Agriculture is rife with labor violations and abuse, but thanks to a new rule that went into effect June 28, the industry’s most vulnerable migrant H-2A workers now have better protections to organize against unfair treatment from American employers.
The H-2A Temporary Agricultural Program allows American employers to bring migrant workers to the U.S. with visas to perform temporary or seasonal agricultural jobs that could not be filled by American workers. Unlike other visa categories, there is no cap on the number of H-2A workers who can work in the U.S. each year. The program has exploded in recent years because of ongoing labor shortages in the agricultural industry, where labor violations run rampant.
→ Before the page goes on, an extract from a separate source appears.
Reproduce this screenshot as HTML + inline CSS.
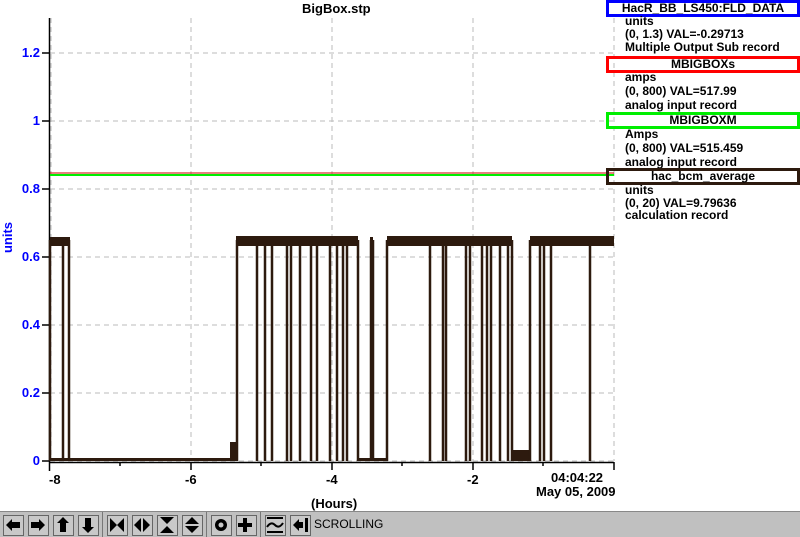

In 2023, the Department of Labor (DOL) certified nearly 380,000 H-2A jobs, compared to 79,000 in 2010.
The new rule, Improving Protections for Workers in Temporary Agricultural Employment in the United States, went into effect on June 28 and focuses on what DOL calls “worker self-advocacy.” Namely, H-2A workers can now better engage in advocacy regarding their working conditions because the range of activities protected by anti-retaliation provisions has expanded.
Since the 1930s, agricultural and domestic workers have been cut out of certain labor protections due to racist exclusions in the National Labor Relations Act (NLRA), but under DOL’s new rule, H-2A workers can now engage in “collective action and concerted activity for mutual aid and protection.” In practice, this means that H-2A workers can now decline to attend “captive audience” meetings where employers attempt to dissuade workers from joining unions or engaging in other protected activities.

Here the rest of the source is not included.